Exercise description: Scan the entries for the string "this" and give the number of lines that have it, nothing further.

Records to process:
>> begin

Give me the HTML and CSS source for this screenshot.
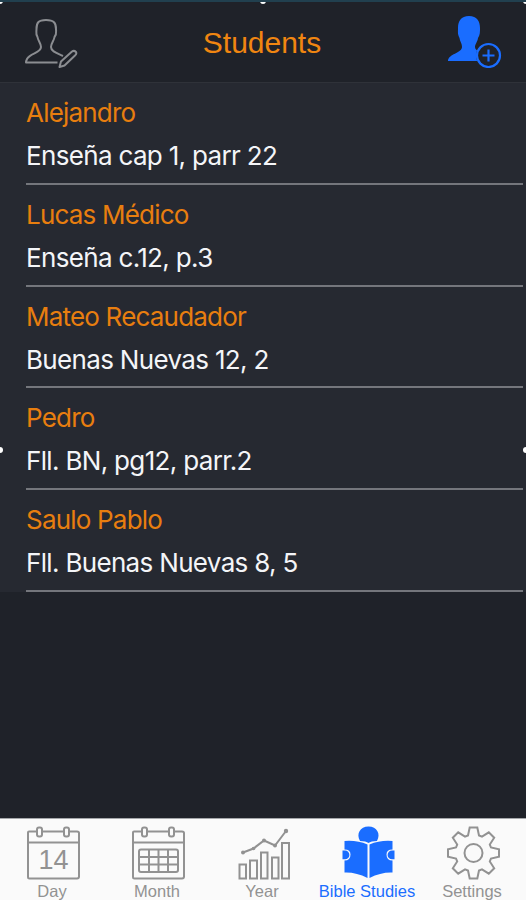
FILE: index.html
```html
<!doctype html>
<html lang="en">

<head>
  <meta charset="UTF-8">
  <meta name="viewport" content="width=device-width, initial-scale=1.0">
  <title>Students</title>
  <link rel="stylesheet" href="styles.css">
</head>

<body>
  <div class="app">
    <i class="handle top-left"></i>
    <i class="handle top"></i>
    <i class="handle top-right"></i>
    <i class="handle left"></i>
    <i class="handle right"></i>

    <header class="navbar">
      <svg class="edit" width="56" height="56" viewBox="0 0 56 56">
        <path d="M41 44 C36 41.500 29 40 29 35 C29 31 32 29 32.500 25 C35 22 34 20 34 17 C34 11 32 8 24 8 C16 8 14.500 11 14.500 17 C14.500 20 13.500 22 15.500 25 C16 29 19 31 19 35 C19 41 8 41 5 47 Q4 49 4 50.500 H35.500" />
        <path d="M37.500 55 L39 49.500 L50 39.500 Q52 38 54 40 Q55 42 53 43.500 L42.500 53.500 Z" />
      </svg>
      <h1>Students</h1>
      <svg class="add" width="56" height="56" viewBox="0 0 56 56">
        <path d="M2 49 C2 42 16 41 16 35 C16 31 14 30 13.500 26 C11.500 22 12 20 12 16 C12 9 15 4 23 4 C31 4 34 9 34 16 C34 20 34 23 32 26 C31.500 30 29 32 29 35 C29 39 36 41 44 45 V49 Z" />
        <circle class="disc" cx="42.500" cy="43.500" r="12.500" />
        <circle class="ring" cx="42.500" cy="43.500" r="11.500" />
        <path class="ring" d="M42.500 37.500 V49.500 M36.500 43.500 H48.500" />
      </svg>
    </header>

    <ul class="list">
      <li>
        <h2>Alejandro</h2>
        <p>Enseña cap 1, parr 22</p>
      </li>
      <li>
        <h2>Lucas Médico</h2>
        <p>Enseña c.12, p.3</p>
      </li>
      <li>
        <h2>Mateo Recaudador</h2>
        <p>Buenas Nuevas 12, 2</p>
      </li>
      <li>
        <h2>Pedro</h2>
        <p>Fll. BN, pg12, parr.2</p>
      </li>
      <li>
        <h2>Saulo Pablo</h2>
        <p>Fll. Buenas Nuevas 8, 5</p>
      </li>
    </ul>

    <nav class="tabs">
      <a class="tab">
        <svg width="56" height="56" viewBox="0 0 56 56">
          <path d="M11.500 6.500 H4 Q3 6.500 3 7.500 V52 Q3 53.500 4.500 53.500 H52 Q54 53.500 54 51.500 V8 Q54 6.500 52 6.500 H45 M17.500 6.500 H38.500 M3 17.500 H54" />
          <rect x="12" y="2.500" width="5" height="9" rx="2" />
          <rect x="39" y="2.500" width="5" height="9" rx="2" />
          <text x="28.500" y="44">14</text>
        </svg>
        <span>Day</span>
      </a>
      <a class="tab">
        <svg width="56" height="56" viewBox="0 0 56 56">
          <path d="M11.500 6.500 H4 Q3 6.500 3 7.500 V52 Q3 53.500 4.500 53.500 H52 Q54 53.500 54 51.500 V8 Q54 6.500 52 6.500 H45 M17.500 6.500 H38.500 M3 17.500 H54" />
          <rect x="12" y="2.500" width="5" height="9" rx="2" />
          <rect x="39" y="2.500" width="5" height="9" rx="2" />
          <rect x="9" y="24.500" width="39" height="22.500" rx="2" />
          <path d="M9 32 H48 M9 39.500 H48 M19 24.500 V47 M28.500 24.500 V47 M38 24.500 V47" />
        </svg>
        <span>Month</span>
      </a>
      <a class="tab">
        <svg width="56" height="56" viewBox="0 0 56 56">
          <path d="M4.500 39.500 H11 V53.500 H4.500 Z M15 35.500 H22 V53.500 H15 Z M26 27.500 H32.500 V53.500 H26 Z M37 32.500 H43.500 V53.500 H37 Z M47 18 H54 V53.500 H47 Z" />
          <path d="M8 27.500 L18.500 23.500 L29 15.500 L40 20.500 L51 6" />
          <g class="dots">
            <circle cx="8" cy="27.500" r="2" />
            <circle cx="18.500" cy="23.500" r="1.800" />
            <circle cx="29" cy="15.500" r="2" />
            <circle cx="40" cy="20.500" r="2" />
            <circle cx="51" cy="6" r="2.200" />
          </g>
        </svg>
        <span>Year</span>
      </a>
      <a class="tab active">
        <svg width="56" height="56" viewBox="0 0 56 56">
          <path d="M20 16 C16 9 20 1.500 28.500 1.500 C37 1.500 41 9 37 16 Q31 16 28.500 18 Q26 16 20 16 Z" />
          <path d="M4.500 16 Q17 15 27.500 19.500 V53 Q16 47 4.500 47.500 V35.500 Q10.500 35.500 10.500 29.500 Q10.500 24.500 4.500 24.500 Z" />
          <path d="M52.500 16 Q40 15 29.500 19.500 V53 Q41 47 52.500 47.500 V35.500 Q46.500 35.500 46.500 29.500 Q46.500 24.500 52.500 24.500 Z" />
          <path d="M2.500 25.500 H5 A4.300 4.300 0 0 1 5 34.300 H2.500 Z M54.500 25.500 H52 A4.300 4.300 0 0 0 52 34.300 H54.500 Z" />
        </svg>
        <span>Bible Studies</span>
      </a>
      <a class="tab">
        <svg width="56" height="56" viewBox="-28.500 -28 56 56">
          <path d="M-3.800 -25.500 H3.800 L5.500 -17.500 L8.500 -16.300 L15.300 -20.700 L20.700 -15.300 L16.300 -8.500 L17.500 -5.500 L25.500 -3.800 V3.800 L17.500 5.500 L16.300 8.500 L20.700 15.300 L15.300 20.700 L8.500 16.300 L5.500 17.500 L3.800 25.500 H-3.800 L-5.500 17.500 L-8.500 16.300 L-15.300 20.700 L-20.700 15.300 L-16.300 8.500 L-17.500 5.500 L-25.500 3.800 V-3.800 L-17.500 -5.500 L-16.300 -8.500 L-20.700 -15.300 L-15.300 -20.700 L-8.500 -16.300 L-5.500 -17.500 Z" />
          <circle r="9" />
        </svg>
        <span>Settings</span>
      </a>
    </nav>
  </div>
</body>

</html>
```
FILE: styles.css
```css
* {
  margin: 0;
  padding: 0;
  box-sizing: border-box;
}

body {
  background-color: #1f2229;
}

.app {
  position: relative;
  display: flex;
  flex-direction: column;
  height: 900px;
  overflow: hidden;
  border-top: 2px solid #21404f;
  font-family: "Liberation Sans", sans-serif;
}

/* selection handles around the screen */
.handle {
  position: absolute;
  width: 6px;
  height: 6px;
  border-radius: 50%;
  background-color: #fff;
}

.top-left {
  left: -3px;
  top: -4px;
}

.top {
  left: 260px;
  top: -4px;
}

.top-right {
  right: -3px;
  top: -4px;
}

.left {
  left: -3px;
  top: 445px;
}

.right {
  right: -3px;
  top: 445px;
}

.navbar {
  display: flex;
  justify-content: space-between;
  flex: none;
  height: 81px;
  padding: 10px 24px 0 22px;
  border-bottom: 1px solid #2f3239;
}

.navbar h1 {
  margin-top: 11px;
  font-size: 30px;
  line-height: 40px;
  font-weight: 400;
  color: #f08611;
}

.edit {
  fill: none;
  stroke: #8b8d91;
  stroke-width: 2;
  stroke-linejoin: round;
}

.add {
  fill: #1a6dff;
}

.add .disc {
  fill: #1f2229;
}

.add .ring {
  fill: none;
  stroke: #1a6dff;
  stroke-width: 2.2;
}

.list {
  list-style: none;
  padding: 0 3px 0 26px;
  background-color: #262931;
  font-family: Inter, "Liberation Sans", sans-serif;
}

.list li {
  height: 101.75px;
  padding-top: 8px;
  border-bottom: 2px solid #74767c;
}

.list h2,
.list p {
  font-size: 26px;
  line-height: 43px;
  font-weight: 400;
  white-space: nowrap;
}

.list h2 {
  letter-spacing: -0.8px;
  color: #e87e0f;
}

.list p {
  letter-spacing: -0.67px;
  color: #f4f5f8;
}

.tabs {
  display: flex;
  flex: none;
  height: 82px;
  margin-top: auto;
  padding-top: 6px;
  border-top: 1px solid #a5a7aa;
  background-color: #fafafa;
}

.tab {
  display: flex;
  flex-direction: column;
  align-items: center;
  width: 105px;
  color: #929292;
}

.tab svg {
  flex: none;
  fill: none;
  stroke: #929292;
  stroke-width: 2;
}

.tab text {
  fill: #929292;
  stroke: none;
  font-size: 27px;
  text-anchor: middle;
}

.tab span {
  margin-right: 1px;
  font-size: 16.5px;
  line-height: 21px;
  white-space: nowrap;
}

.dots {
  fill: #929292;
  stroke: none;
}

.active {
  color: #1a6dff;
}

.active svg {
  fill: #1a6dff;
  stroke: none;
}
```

>> end
>> begin

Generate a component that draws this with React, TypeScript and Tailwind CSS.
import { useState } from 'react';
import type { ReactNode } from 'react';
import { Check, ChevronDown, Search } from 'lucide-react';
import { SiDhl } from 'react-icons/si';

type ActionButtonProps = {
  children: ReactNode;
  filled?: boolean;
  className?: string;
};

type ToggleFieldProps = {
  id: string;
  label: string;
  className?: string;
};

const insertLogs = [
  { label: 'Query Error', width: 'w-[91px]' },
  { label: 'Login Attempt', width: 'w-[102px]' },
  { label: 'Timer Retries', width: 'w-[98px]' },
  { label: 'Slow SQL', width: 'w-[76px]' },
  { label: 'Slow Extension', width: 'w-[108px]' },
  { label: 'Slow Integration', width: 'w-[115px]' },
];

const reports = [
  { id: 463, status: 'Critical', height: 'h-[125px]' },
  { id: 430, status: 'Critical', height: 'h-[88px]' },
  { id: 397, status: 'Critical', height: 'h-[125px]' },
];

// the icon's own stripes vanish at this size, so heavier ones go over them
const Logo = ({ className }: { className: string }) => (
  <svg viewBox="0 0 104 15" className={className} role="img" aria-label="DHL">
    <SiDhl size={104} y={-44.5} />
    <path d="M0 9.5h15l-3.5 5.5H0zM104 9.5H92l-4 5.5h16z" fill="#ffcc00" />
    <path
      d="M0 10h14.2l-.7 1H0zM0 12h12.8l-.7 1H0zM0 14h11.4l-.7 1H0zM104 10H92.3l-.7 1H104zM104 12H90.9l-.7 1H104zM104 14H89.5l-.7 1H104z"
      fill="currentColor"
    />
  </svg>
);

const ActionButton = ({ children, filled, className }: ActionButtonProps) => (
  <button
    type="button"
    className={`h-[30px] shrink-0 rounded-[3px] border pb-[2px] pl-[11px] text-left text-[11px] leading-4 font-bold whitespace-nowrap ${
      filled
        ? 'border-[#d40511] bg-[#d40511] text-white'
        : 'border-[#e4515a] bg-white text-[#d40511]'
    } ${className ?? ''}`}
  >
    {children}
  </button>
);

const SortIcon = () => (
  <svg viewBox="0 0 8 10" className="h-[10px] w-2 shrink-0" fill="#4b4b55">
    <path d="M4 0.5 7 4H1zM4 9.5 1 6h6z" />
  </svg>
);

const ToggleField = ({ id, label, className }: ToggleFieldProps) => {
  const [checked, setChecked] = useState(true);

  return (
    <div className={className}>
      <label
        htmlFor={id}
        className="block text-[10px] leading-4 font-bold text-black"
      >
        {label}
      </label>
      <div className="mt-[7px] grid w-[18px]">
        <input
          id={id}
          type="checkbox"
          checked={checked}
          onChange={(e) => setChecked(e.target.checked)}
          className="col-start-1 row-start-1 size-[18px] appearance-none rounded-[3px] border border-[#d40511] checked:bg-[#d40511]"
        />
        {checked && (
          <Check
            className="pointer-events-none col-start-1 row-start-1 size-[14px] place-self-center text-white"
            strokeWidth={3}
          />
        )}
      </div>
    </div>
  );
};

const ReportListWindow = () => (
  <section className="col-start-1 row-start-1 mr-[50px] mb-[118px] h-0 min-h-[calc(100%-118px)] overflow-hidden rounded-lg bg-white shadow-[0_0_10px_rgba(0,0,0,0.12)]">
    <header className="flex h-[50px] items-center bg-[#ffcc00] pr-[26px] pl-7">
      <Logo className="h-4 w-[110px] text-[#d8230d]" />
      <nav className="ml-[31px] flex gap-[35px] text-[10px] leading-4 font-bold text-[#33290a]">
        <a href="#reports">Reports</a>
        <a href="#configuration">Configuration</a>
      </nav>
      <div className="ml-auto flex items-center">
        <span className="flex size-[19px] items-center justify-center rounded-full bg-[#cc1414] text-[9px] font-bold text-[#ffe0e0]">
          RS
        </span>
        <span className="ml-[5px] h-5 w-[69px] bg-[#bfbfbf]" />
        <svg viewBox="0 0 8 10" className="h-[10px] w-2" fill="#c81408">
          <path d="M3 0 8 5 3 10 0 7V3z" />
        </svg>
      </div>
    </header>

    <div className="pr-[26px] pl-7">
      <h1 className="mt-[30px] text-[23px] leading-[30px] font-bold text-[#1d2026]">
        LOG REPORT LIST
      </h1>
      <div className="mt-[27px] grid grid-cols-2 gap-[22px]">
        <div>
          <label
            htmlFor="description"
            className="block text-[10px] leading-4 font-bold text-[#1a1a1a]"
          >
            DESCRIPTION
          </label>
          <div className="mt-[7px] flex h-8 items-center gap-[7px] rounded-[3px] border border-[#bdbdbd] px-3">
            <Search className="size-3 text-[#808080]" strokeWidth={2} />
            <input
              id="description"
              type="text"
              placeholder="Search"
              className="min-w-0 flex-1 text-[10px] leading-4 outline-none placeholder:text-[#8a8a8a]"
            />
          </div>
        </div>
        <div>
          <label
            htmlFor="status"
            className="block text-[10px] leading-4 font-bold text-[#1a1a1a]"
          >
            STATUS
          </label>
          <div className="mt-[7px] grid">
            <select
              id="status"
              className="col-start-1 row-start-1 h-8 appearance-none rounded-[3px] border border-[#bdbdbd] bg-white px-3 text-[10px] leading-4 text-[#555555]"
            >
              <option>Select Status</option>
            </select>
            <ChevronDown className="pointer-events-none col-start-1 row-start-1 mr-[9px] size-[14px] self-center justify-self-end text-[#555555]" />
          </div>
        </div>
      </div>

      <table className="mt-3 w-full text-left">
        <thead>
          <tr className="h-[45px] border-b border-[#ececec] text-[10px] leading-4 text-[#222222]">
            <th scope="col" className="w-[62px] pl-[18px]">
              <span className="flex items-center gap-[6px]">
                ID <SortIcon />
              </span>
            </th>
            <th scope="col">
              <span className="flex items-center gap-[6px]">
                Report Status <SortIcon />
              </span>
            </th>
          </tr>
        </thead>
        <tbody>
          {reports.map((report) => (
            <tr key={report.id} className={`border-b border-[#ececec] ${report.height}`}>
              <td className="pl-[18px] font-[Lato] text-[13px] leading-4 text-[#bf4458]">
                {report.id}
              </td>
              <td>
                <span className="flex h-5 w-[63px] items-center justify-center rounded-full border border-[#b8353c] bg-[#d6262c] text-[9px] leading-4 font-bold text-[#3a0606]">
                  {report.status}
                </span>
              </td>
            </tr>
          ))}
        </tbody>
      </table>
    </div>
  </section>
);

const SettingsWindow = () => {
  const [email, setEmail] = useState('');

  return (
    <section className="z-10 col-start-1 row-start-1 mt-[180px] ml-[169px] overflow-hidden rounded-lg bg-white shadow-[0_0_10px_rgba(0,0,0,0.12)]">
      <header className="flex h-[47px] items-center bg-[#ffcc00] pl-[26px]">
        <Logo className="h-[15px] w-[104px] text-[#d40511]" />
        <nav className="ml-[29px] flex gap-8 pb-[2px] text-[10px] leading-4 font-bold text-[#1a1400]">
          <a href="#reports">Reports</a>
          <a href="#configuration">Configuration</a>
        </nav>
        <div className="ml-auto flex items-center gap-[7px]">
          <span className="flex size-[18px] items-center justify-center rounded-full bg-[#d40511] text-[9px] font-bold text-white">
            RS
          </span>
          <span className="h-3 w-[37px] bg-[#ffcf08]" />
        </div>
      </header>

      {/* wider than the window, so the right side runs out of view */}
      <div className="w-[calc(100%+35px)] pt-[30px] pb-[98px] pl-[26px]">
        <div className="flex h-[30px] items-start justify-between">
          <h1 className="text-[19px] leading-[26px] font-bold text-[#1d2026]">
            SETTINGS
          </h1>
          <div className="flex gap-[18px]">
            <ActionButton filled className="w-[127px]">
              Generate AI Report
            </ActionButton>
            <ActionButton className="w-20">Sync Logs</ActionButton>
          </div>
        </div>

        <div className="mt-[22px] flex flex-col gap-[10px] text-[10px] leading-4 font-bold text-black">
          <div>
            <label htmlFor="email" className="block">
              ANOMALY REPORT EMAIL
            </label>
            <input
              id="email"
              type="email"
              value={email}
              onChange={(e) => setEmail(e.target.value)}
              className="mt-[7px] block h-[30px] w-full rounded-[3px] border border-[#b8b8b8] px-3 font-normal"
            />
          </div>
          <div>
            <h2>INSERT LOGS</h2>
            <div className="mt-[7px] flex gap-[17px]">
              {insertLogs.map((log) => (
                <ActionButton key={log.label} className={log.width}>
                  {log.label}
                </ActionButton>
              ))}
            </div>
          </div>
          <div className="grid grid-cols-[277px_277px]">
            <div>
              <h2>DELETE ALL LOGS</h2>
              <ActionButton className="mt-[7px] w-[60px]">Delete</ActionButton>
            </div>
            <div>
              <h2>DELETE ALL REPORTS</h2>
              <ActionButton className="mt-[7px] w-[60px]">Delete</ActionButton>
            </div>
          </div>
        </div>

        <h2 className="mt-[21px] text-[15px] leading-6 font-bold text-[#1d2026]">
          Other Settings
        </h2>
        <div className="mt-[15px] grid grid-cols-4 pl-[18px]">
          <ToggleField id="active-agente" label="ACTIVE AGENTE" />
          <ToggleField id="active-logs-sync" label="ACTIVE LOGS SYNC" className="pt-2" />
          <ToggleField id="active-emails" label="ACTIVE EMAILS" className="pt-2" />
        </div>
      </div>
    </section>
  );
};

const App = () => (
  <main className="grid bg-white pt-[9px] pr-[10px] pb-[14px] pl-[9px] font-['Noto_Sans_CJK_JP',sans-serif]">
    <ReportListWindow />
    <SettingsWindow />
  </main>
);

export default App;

>> end

Finished task: 3